Giles Clarke, Jodi Cobb, Muhammed Muheisen, Tommy Trenchard and former Sunday Times picture editor Ray Wells talked about the risks they had faced on the job, and addressed questions about the relevance of the genre in an age dominated by social media, AI and other technologies.
Speaking at a panel session titled ‘Credible Witness’ moderated by Aidan Sullivan, the photographers outlined how they have ensured their safety in high-risk environments and dealt with the emotional trauma of being surrounded by death and despair while working in war zones and other conflict-ridden environments.
They also emphasised the importance of photojournalism in visually documenting key global events to provide a factually accurate representation of the world we live in.
Power of photography
“I grew up overseas and came to realise how little I knew about the world. I was driven by my own curiosity; I wanted to see things for myself and share what I was seeing”, Cobb said. He added that the job helped him understand the power of photography in accurately sharing with the world things he witnessed.
Tommy Trenchard, also passionate about seeing “more of the world”, picked up the camera more than 10 years ago to “document the things I was seeing with the audience in the UK and elsewhere”. He has since faced a number of challenges, including the lack of financial support, hostile environments, burnout, and trauma.
“I find it more convenient or effective to assume the risks myself, and then, I just cross my fingers that my coverage will be disseminated widely enough to pay my bills, while also achieving the objective of sharing a story with an audience. This is the whole point of this line of work”, Trenchard said.
Protection for visual journalists
The speakers emphasised that in recent years, protection for visual journalists has declined significantly. In fact, the past decade is a stark example of this with more than 2,000 photojournalists have lost their lives since 1992.
“Coming into countries now, I have to carry a tiny camera to remain low key. I often find myself operating in environments that do not want photographers - they just don’t want you around. Carrying a camera has always isolated photographers, making them easy targets. These risks are a reminder why we need credible witnesses on ground,” Clarke said.
The speakers also elaborated that the personal consequences of photojournalism can be significant for both photographers and their families. Photojournalists often find themselves dealing with burnout, stress, and mental health issues. Muheisen noted that photojournalists start to feel the consequences after they return home to their countries away from the red zone. They stay resilient by trying as much as possible to leave their work behind when they return home and seek professional help if they need it.
This year, Xposure offers 41 inspiring seminars for visitors to gain knowledge, insights and learn from the expertise of a plethora of the world’s top photographic masters, filmmakers, and industry experts.
The festival runs from 9-15 February at Expo Centre Sharjah.
At the event, the House of Wisdom (HoW) and Sharjah Media City (Shams) honoured the winners of the Capture Sharjah programme.

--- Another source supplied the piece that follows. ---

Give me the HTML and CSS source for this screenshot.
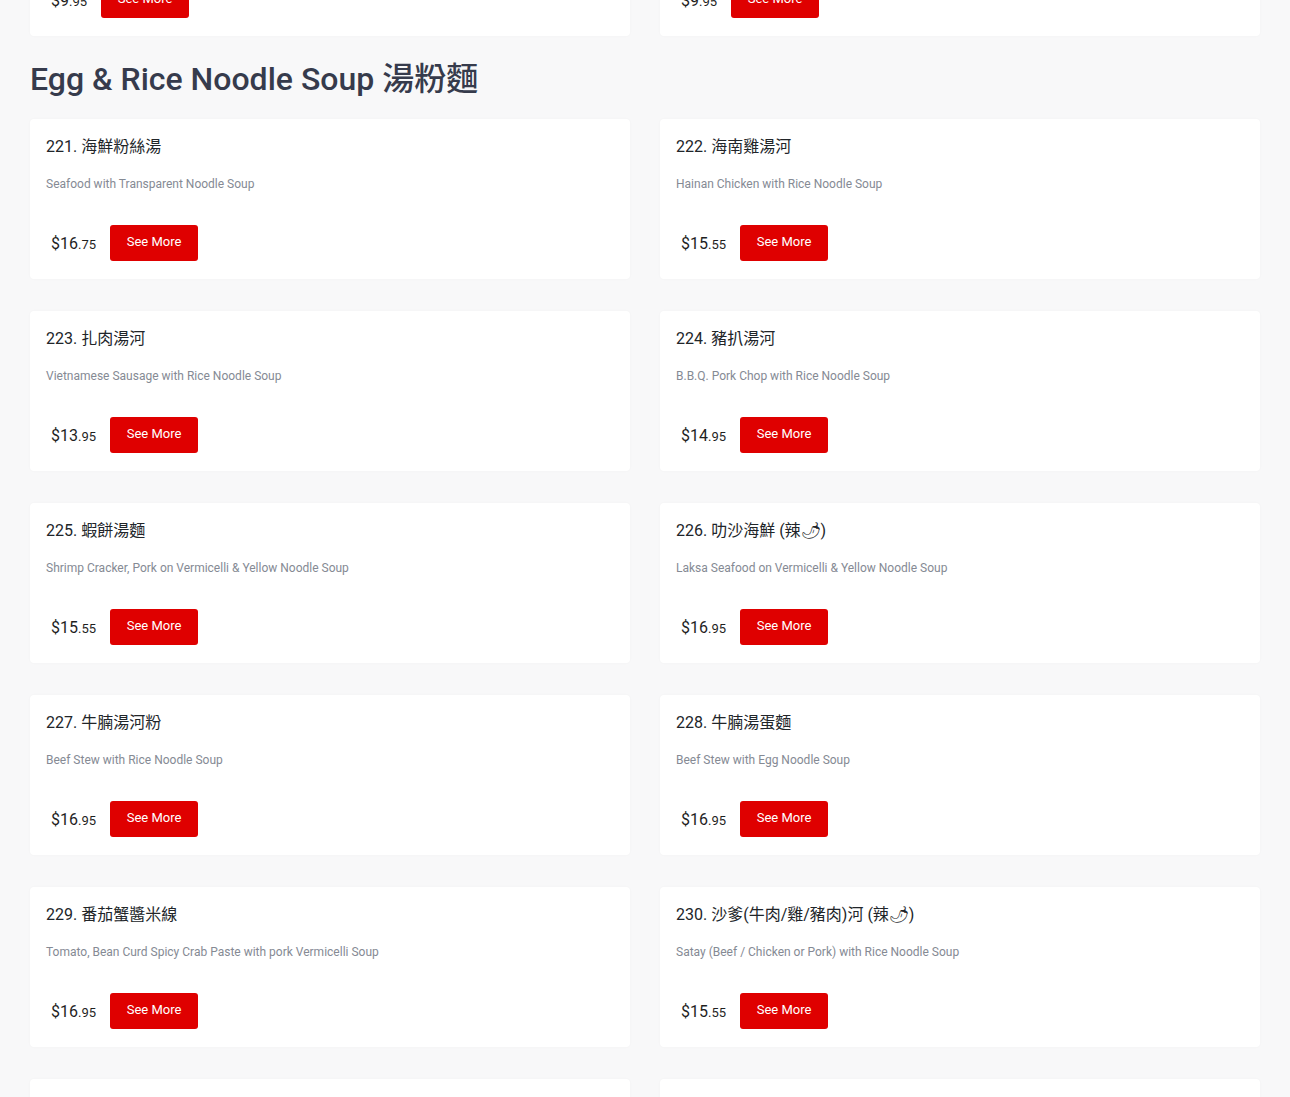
FILE: index.html
```html
<!DOCTYPE html>
<html lang="en">
<head>
<meta charset="utf-8">
<title>Menu</title>
<link rel="stylesheet" href="styles.css">
</head>
<body>
<main class="menu">
  <section class="grid grid-prev">
    <div class="card">
      <h3 class="item-title">219. 湯河</h3>
      <p class="item-desc">Rice Noodle Soup</p>
      <div class="item-foot"><span class="price">$9<small>.95</small></span><button class="btn">See More</button></div>
    </div>
    <div class="card">
      <h3 class="item-title">220. 湯麵</h3>
      <p class="item-desc">Egg Noodle Soup</p>
      <div class="item-foot"><span class="price">$9<small>.95</small></span><button class="btn">See More</button></div>
    </div>
  </section>

  <h2 class="section-title">Egg &amp; Rice Noodle Soup 湯粉麵</h2>

  <section class="grid">
    <div class="card">
      <h3 class="item-title">221. 海鮮粉絲湯</h3>
      <p class="item-desc">Seafood with Transparent Noodle Soup</p>
      <div class="item-foot"><span class="price">$16<small>.75</small></span><button class="btn">See More</button></div>
    </div>
    <div class="card">
      <h3 class="item-title">222. 海南雞湯河</h3>
      <p class="item-desc">Hainan Chicken with Rice Noodle Soup</p>
      <div class="item-foot"><span class="price">$15<small>.55</small></span><button class="btn">See More</button></div>
    </div>
    <div class="card">
      <h3 class="item-title">223. 扎肉湯河</h3>
      <p class="item-desc">Vietnamese Sausage with Rice Noodle Soup</p>
      <div class="item-foot"><span class="price">$13<small>.95</small></span><button class="btn">See More</button></div>
    </div>
    <div class="card">
      <h3 class="item-title">224. 豬扒湯河</h3>
      <p class="item-desc">B.B.Q. Pork Chop with Rice Noodle Soup</p>
      <div class="item-foot"><span class="price">$14<small>.95</small></span><button class="btn">See More</button></div>
    </div>
    <div class="card">
      <h3 class="item-title">225. 蝦餅湯麵</h3>
      <p class="item-desc">Shrimp Cracker, Pork on Vermicelli &amp; Yellow Noodle Soup</p>
      <div class="item-foot"><span class="price">$15<small>.55</small></span><button class="btn">See More</button></div>
    </div>
    <div class="card">
      <h3 class="item-title">226. 叻沙海鮮 (辣🌶)</h3>
      <p class="item-desc">Laksa Seafood on Vermicelli &amp; Yellow Noodle Soup</p>
      <div class="item-foot"><span class="price">$16<small>.95</small></span><button class="btn">See More</button></div>
    </div>
    <div class="card">
      <h3 class="item-title">227. 牛腩湯河粉</h3>
      <p class="item-desc">Beef Stew with Rice Noodle Soup</p>
      <div class="item-foot"><span class="price">$16<small>.95</small></span><button class="btn">See More</button></div>
    </div>
    <div class="card">
      <h3 class="item-title">228. 牛腩湯蛋麵</h3>
      <p class="item-desc">Beef Stew with Egg Noodle Soup</p>
      <div class="item-foot"><span class="price">$16<small>.95</small></span><button class="btn">See More</button></div>
    </div>
    <div class="card">
      <h3 class="item-title">229. 番茄蟹醬米線</h3>
      <p class="item-desc">Tomato, Bean Curd Spicy Crab Paste with pork Vermicelli Soup</p>
      <div class="item-foot"><span class="price">$16<small>.95</small></span><button class="btn">See More</button></div>
    </div>
    <div class="card">
      <h3 class="item-title">230. 沙爹(牛肉/雞/豬肉)河 (辣🌶)</h3>
      <p class="item-desc">Satay (Beef / Chicken or Pork) with Rice Noodle Soup</p>
      <div class="item-foot"><span class="price">$15<small>.55</small></span><button class="btn">See More</button></div>
    </div>
    <div class="card">
      <h3 class="item-title">231. 湯河</h3>
      <p class="item-desc">Rice Noodle Soup</p>
      <div class="item-foot"><span class="price">$15<small>.55</small></span><button class="btn">See More</button></div>
    </div>
    <div class="card">
      <h3 class="item-title">232. 湯麵</h3>
      <p class="item-desc">Egg Noodle Soup</p>
      <div class="item-foot"><span class="price">$15<small>.55</small></span><button class="btn">See More</button></div>
    </div>
  </section>
</main>
</body>
</html>
```

FILE: styles.css
```css
* { box-sizing: border-box; }

html, body {
  margin: 0;
  padding: 0;
  background: #f8f8f9;
  font-family: Roboto, "Noto Sans CJK TC", "Liberation Sans", sans-serif;
  color: #212529;
}

body { overflow: hidden; height: 1097px; }

.menu {
  padding: 0 30px;
}

.grid {
  display: grid;
  grid-template-columns: 600px 600px;
  column-gap: 30px;
  row-gap: 32px;
}

.grid-prev {
  margin-top: -124px;
}

.card {
  background: #ffffff;
  border-radius: 4px;
  box-shadow: 0 0 3px rgba(0, 0, 0, 0.03);
  height: 160px;
  padding: 16px;
  display: flex;
  flex-direction: column;
}

.section-title {
  margin: 24px 0 21px;
  font-size: 32px;
  line-height: 38px;
  font-weight: 500;
  color: #363b4c;
}

.item-title {
  margin: 0;
  font-size: 16px;
  line-height: 22px;
  font-weight: 400;
  color: #212529;
  padding-top: 1px;
}

.item-desc {
  margin: 17px 0 0;
  font-size: 12px;
  line-height: 18px;
  color: #858a94;
}

.item-foot {
  margin-top: 32px;
  display: flex;
  align-items: center;
  gap: 14px;
}

.price {
  padding-left: 5px;
  font-size: 16px;
  color: #1f1f1f;
}

.price small {
  font-size: 13px;
}

.btn {
  width: 88px;
  height: 36px;
  border: none;
  border-radius: 3px;
  background: #df0000;
  color: #ffffff;
  font-family: Roboto, "Liberation Sans", sans-serif;
  font-size: 13px;
  line-height: 34px;
  padding: 0 0 2px;
  cursor: pointer;
}
```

Aimed at children and youth, the program offered a comprehensive examination of Sharjah’s rich cultural, architectural, and natural heritage through four distinct themes: cultural heritage, architectural wonders, wildlife, and astrophotography.
Over 28 participants submitted entries, with eight winners selected from two categories..
Israa Fatima Brassit won the best photo award in the Cultural Heritage theme in the children’s category, while Saif Mohammed won the award for Architectural Wonders. Khaled Al Hammadi was recognised for his photo in the Wildlife theme, and Khalifa Al Suwaidi was announced the winner in Astrophotography. In the youth category, Selam Al Tammy was honoured in Cultural Heritage, Aseel Muhammad in Architectural Wonders, and Gautham Puttar Ajada in both Wildlife and Astrophotography.